- Task objective -
Check each line of the material. Copy those containing "React".

* begin Supplied data *

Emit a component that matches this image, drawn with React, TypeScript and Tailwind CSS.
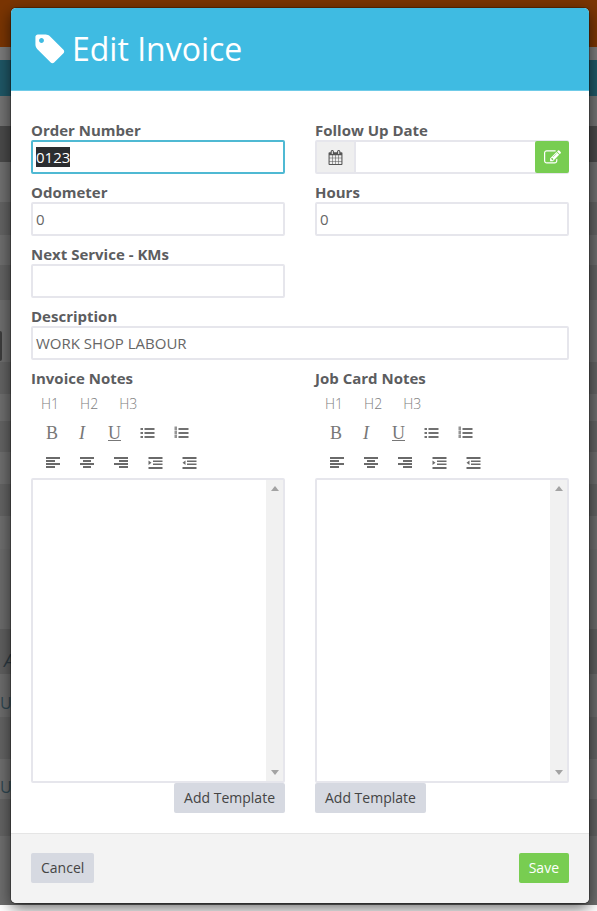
import React from "react";

const font = { fontFamily: '"Open Sans", sans-serif' };

function TagIcon() {
  return (
    <svg width="34" height="34" viewBox="0 0 1792 1792" fill="#fff">
      <path d="M576 448q0-53-37.500-90.500t-90.500-37.500-90.500 37.500-37.500 90.500 37.500 90.500 90.500 37.500 90.500-37.500 37.500-90.500zm1067 576q0 53-37 90l-491 492q-39 37-91 37-53 0-90-37l-715-716q-38-37-64.500-101t-26.500-117v-416q0-52 38-90t90-38h416q53 0 117 26.500t102 64.500l715 714q37 39 37 91z" />
    </svg>
  );
}
function CalIcon() {
  return (
    <svg width="15" height="15" viewBox="0 0 1792 1792" fill="#555">
      <path d="M192 1664h288v-288h-288v288zm352 0h320v-288h-320v288zm-352-352h288v-320h-288v320zm352 0h320v-320h-320v320zm-352-384h288v-288h-288v288zm736 736h320v-288h-320v288zm-384-736h320v-288h-320v288zm768 736h288v-288h-288v288zm-384-352h320v-320h-320v320zm-352-864v-288q0-13-9.500-22.500t-22.500-9.500h-64q-13 0-22.500 9.500t-9.500 22.500v288q0 13 9.500 22.500t22.500 9.500h64q13 0 22.500-9.500t9.500-22.500zm736 864h288v-320h-288v320zm-384-384h320v-288h-320v288zm384 0h288v-288h-288v288zm32-480v-288q0-13-9.500-22.500t-22.500-9.500h-64q-13 0-22.500 9.500t-9.500 22.500v288q0 13 9.500 22.500t22.500 9.500h64q13 0 22.500-9.500t9.500-22.500zm384-64v1280q0 52-38 90t-90 38h-1408q-52 0-90-38t-38-90v-1280q0-52 38-90t90-38h128v-96q0-66 47-113t113-47h64q66 0 113 47t47 113v96h384v-96q0-66 47-113t113-47h64q66 0 113 47t47 113v96h128q52 0 90 38t38 90z" />
    </svg>
  );
}
function EditIcon() {
  return (
    <svg width="17" height="17" viewBox="0 0 1792 1792" fill="#fff">
      <path d="M888 1184l116-116-152-152-116 116v56h96v96h56zm440-720q-16-16-33 1l-350 350q-17 17-1 33t33-1l350-350q17-17 1-33zm80 594v190q0 119-84.500 203.500t-203.500 84.500h-832q-119 0-203.500-84.500t-84.500-203.500v-832q0-119 84.500-203.500t203.500-84.500h832q63 0 117 25 15 7 18 23 3 17-9 29l-49 49q-14 14-32 8-23-6-45-6h-832q-66 0-113 47t-47 113v832q0 66 47 113t113 47h832q66 0 113-47t47-113v-126q0-13 9-22l64-64q15-15 35-7t20 29zm-96-738l288 288-672 672h-288v-288zm444 132l-92 92-288-288 92-92q28-28 68-28t68 28l152 152q28 28 28 68t-28 68z" />
    </svg>
  );
}

function Bars({ rows }: { rows: [number, number][] }) {
  return (
    <svg width="15" height="14" viewBox="0 0 15 14" fill="#6a6a6a">
      {rows.map(([x, w], i) => (
        <rect key={i} x={x} y={1 + i * 3} width={w} height="2" />
      ))}
    </svg>
  );
}
function ListIcon({ ordered }: { ordered?: boolean }) {
  return (
    <svg width="15" height="15" viewBox="0 0 15 15" fill="#6a6a6a">
      {[2, 6, 10].map((y) => (
        <React.Fragment key={y}>
          {ordered ? (
            <rect x="0.500" y={y - 1.500} width="2.500" height="3.500" opacity="0.75" />
          ) : (
            <rect x="0.500" y={y} width="2.500" height="2" />
          )}
          <rect x="4.500" y={y} width="10" height="2" />
        </React.Fragment>
      ))}
    </svg>
  );
}
function Indent({ out }: { out?: boolean }) {
  return (
    <svg width="15" height="14" viewBox="0 0 15 14" fill="#6a6a6a">
      <rect x="0.500" y="1" width="14" height="2" />
      <rect x="5" y="4.500" width="9.500" height="1.500" />
      <rect x="5" y="7.500" width="9.500" height="1.500" />
      <rect x="0.500" y="11" width="14" height="2" />
      <path d={out ? "M3.500 4.500v4.500l-3-2.250z" : "M0.500 4.500v4.500l3-2.250z"} />
    </svg>
  );
}

const serif = { fontFamily: '"Liberation Serif", serif' };

function Editor() {
  return (
    <div>
      <div className="flex h-[30px] items-center text-[14px] font-light text-[#707070] opacity-90 pl-[10px] gap-[21px]">
        <span>H1</span>
        <span>H2</span>
        <span>H3</span>
      </div>
      <div className="flex h-[30px] items-center text-[#707070] opacity-95 pl-[15px]">
        <span className="w-[33px] text-[18px] leading-none" style={serif}>B</span>
        <span className="w-[29px] text-[18px] leading-none italic" style={serif}>I</span>
        <span className="w-[32px] text-[18px] leading-none underline" style={serif}>U</span>
        <span className="w-[34px] flex"><ListIcon /></span>
        <span className="flex"><ListIcon ordered /></span>
      </div>
      <div className="flex h-[28px] items-center pt-[2px] pl-[15px] gap-[19px]">
        <Bars rows={[[0, 14], [0, 9], [0, 14], [0, 9]]} />
        <Bars rows={[[0, 14], [3, 8], [0, 14], [3, 8]]} />
        <Bars rows={[[0, 14], [5, 9], [0, 14], [5, 9]]} />
        <Indent />
        <Indent out />
      </div>
      <div className="mt-[2px] flex h-[305px] border-2 border-[#e6e6ec] rounded-[2px] bg-white">
        <div className="flex-1" />
        <div className="w-[17px] bg-[#f1f1f1] flex flex-col items-center justify-between py-[6px]">
          <svg width="8" height="5" viewBox="0 0 8 5" fill="#a3a3a3"><path d="M4 0l4 5H0z" /></svg>
          <svg width="8" height="5" viewBox="0 0 8 5" fill="#a3a3a3"><path d="M4 5l4-5H0z" /></svg>
        </div>
      </div>
    </div>
  );
}

function Label({ children }: { children: React.ReactNode }) {
  return <div className="h-[20px] text-[15px] leading-[21px] font-bold text-[#5c5d5f]">{children}</div>;
}
function Field({ value, focus }: { value?: string; focus?: boolean }) {
  return (
    <div className={`h-[34px] border-2 rounded-[2px] px-[3px] flex items-center text-[15px] text-[#666] bg-white ${focus ? "border-[#4fb9d3]" : "border-[#e6e6ec]"}`}>
      {focus ? <span className="bg-[#2b2d30] text-white leading-[20px]">{value}</span> : value}
    </div>
  );
}
function Btn({ children, green }: { children: React.ReactNode; green?: boolean }) {
  return (
    <div className={`h-[30px] px-[10px] pb-[1px] inline-flex items-center rounded-[2px] text-[14px] ${green ? "bg-[#78cd51] text-white" : "bg-[#d6d9e1] text-[#444]"}`}>
      {children}
    </div>
  );
}

const bands: [string, number][] = [
  ["bg-[#7a3503]", 47], ["bg-[#7b7b7b]", 13], ["bg-[#1f5766]", 36], ["bg-[#737373]", 30],
  ["bg-[#4a4a4a]", 36], ["bg-[#707070]", 40], ["bg-[#636363]", 33], ["bg-[#6e6e6e]", 30],
  ["bg-[#636363]", 35], ["bg-[#6e6e6e]", 62], ["bg-[#636363]", 32], ["bg-[#6e6e6e]", 27],
  ["bg-[#636363]", 31], ["bg-[#6e6e6e]", 32], ["bg-[#636363]", 32], ["bg-[#6e6e6e]", 33],
  ["bg-[#6b6b6b]", 80], ["bg-[#5f5f5f]", 45], ["bg-[#6c6c6c]", 43], ["bg-[#636363]", 42],
  ["bg-[#6e6e6e]", 40], ["bg-[#636363]", 37], ["bg-[#6e6e6e]", 69],
];

export default function App() {
  return (
    <div className="relative h-[911px] w-[597px] overflow-hidden antialiased" style={font}>
      <div className="flex flex-col">
        {bands.map(([c, h], i) => (
          <div key={i} className={c} style={{ height: h }} />
        ))}
      </div>
      <div className="absolute left-0 top-[331px] w-[2px] h-[30px] bg-[#3c3c3c] rounded-r-[2px]" />
      <span className="absolute left-[4px] top-[650px] text-[18px] leading-[20px] italic text-[#2d3a42]">A</span>
      <span className="absolute left-0 top-[693px] text-[16px] leading-[20px] text-[#2f4650]">U</span>
      <span className="absolute left-0 top-[777px] text-[16px] leading-[20px] text-[#2f4650]">UI</span>
      <div className="absolute left-[11px] top-[8px] w-[578px] h-[895px] flex flex-col rounded-[5px] overflow-hidden bg-white shadow-[0_0_0_1px_rgba(0,0,0,0.25),0_5px_15px_rgba(0,0,0,0.6)]">
        <div className="h-[83px] bg-[#3fbbe2] border-b border-[#6fcbe8] flex items-center pl-[22px] text-white shrink-0">
          <TagIcon />
          <span className="ml-[5px] text-[32px] leading-none">Edit Invoice</span>
        </div>
        <div className="flex-1 px-[20px] pt-[29px]">
          <div className="grid grid-cols-2 gap-x-[30px]">
            <div className="h-[62px]">
              <Label>Order Number</Label>
              <Field value="0123" focus />
            </div>
            <div className="h-[62px]">
              <Label>Follow Up Date</Label>
              <div className="h-[34px] flex border-2 border-[#e6e6ec] rounded-[2px] bg-white">
                <div className="w-[39px] bg-[#efefef] border-r-2 border-[#e6e6ec] flex items-center justify-center"><CalIcon /></div>
                <div className="flex-1" />
                <div className="w-[34px] -mr-[2px] -my-[1px] rounded-[2px] bg-[#78cd51] flex items-center justify-center"><EditIcon /></div>
              </div>
            </div>
            <div className="h-[62px]">
              <Label>Odometer</Label>
              <Field value="0" />
            </div>
            <div className="h-[62px]">
              <Label>Hours</Label>
              <Field value="0" />
            </div>
            <div className="h-[62px]">
              <Label>Next Service - KMs</Label>
              <Field />
            </div>
            <div />
            <div className="col-span-2 h-[62px]">
              <Label>Description</Label>
              <Field value="WORK SHOP LABOUR" />
            </div>
            <div>
              <Label>Invoice Notes</Label>
              <Editor />
              <div className="flex justify-end"><Btn>Add Template</Btn></div>
            </div>
            <div>
              <Label>Job Card Notes</Label>
              <Editor />
              <div className="flex justify-start"><Btn>Add Template</Btn></div>
            </div>
          </div>
        </div>
        <div className="h-[70px] shrink-0 border-t border-[#e5e5e5] bg-[#f3f3f3] flex items-start pt-[19px] justify-between px-[20px]">
          <Btn>Cancel</Btn>
          <Btn green>Save</Btn>
        </div>
      </div>
    </div>
  );
}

* end Supplied data *

- Task response -
Emit a component that matches this image, drawn with React, TypeScript and Tailwind CSS.
import React from "react";
        <React.Fragment key={y}>
        </React.Fragment>
function Label({ children }: { children: React.ReactNode }) {
function Btn({ children, green }: { children: React.ReactNode; green?: boolean }) {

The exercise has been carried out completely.